The first national Holocaust monument in the Netherlands opens

Dutch King Willem-Alexander unveils memorial to victims of the Holocaust in the Netherlands - the first of its kind.

Arutz Sheva Staff ,

Amsterdam
Amsterdam
iStock

The Netherlands on Sunday dedicated its first national monument to all the Dutch victims of the Holocaust.

The monument, which was designed by Daniel Libeskind, who lost family members during the Holocaust, was unveiled Sunday in the center of Amsterdam, with King Willem-Alexander leading the dedication ceremony.

Prime Minister Mark Rutte also took part in the unveiling ceremony, saying the new monument ‘forces’ the Netherlands to confront its history.

"It's a black page in the history of our country. It forces us to question whether more should have been done to prevent it and to realize that even these days anti-Semitism is never far away."

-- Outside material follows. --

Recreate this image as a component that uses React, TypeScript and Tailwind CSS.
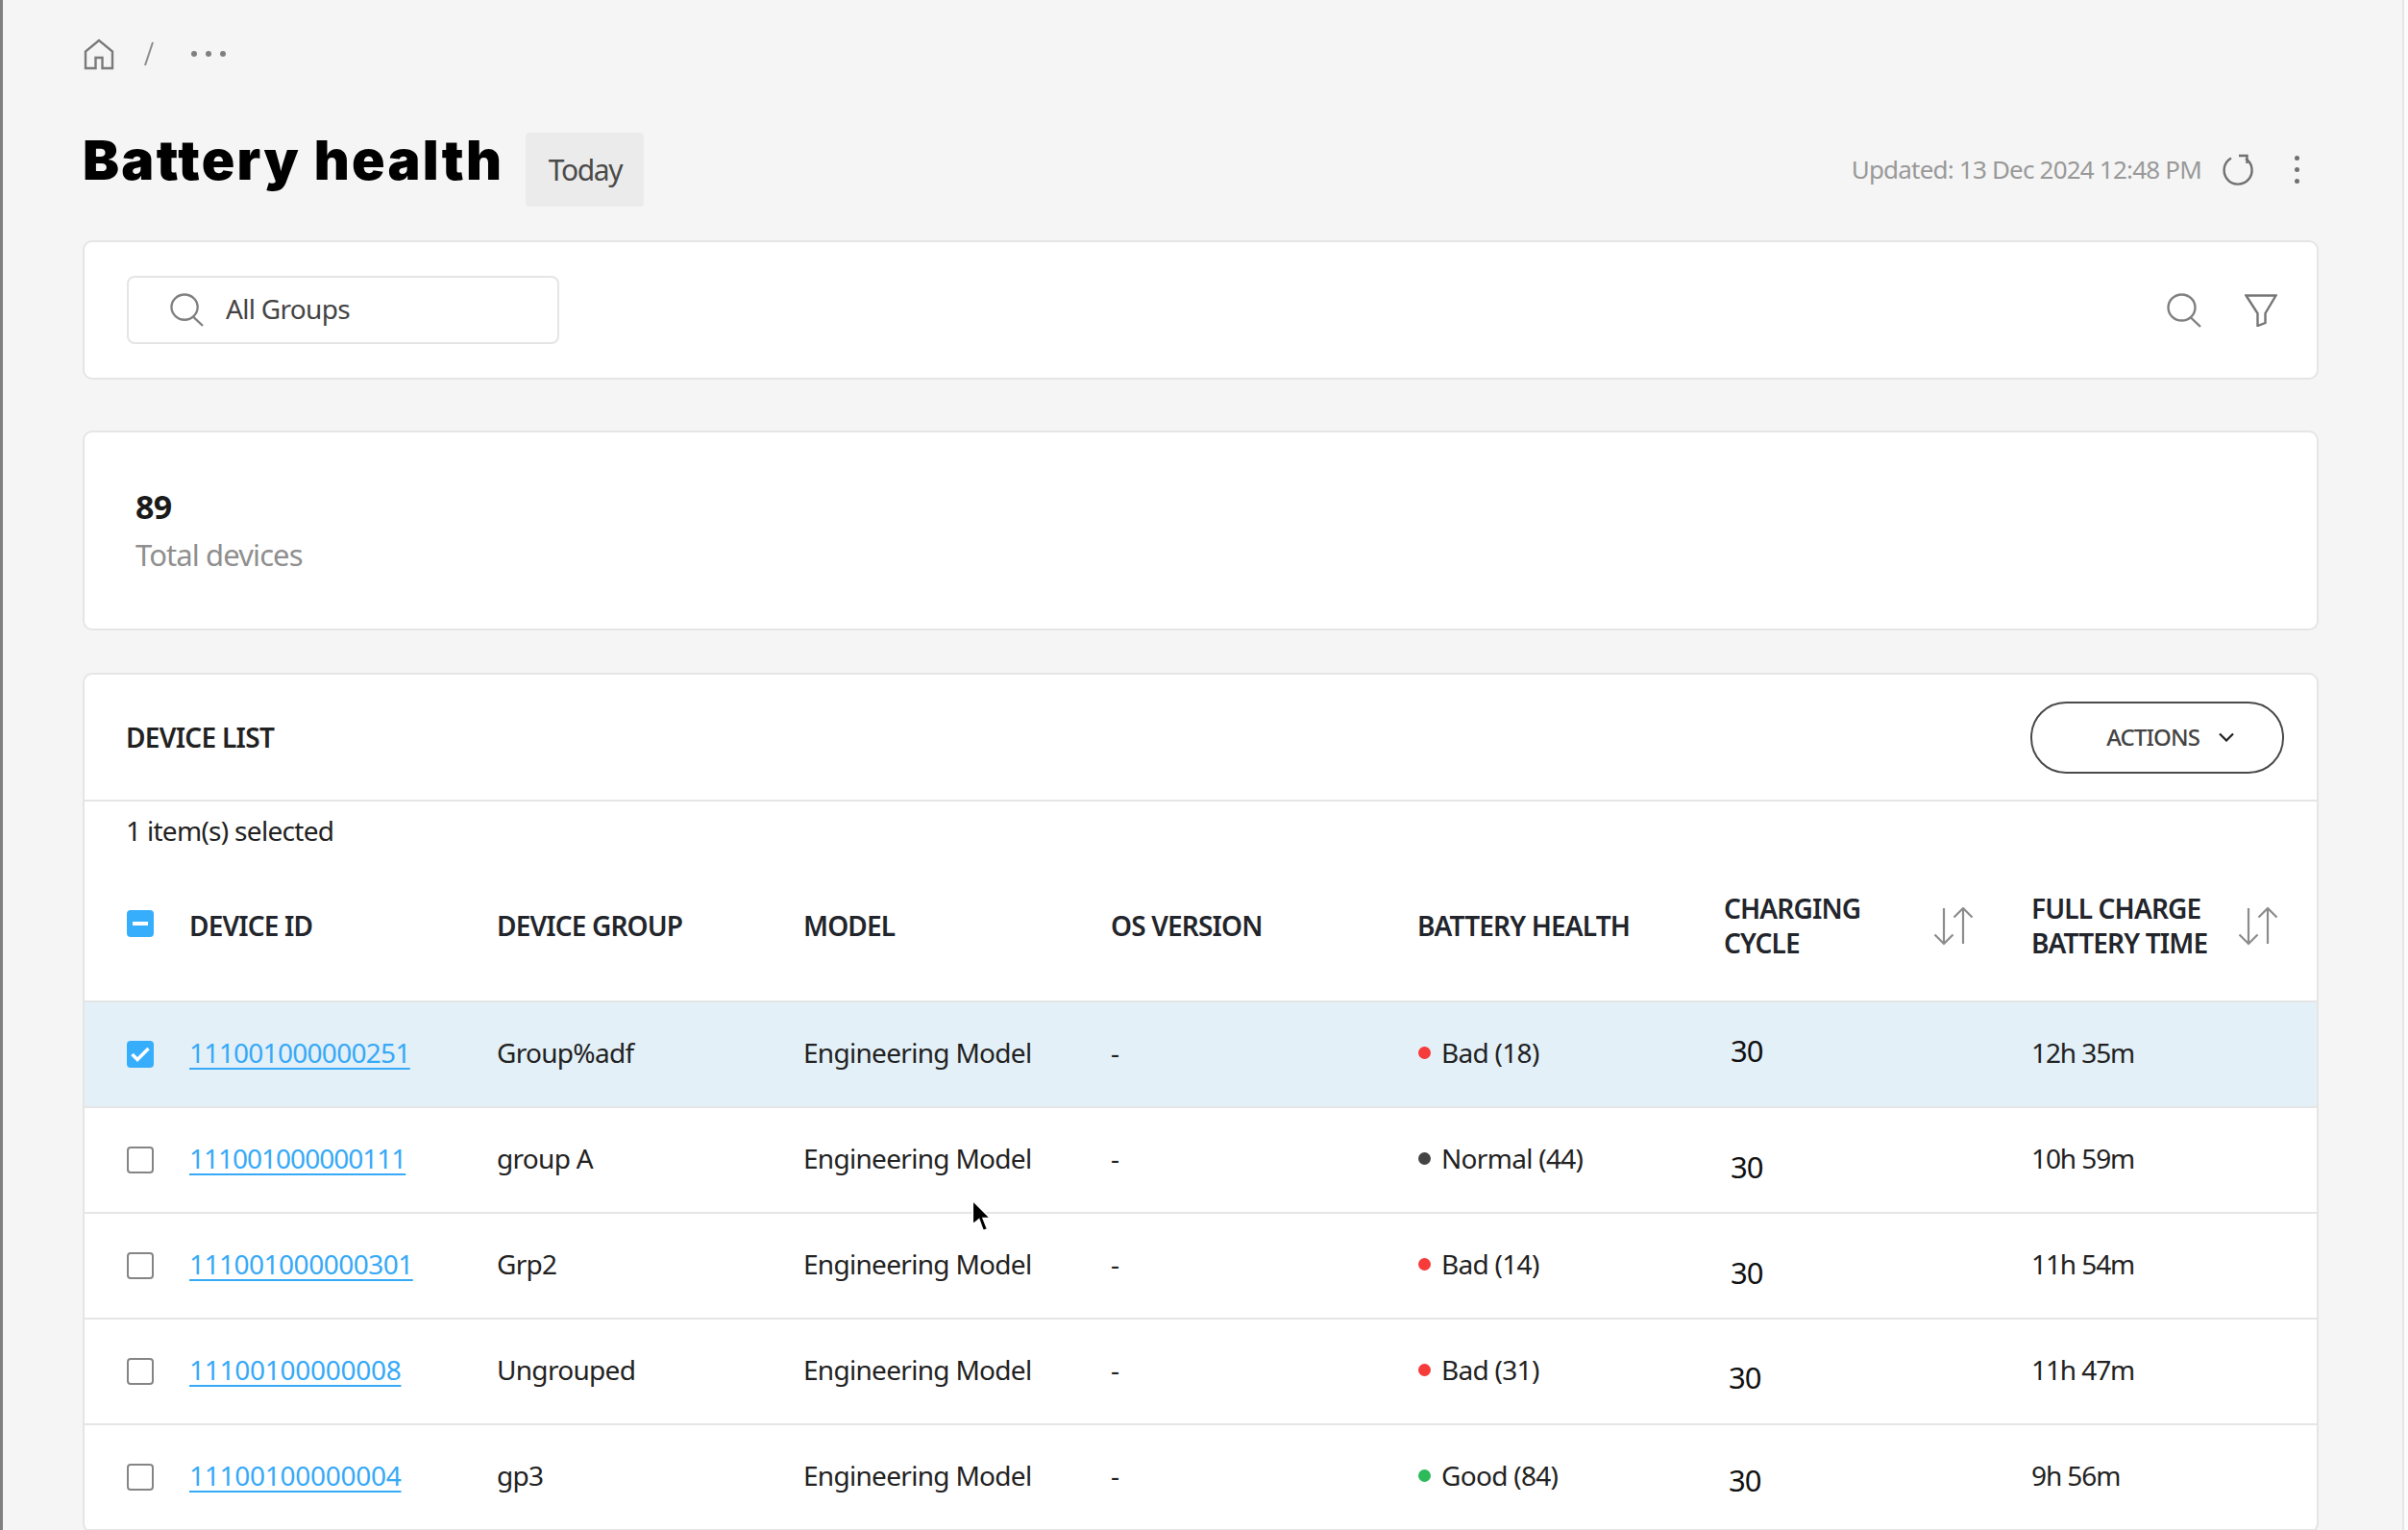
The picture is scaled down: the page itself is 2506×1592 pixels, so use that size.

The new memorial lists the names of 102,163 victims of the Holocaust who were deported from the Netherlands and killed in Nazi concentration camps.

While other monuments in the Netherlands have memorialized local victims, the new monument is the first national memorial bearing the names of all the victims in the Netherlands.

The memorial’s construction, which cost some $17.5 million, was delayed for years over disputes over its location and design.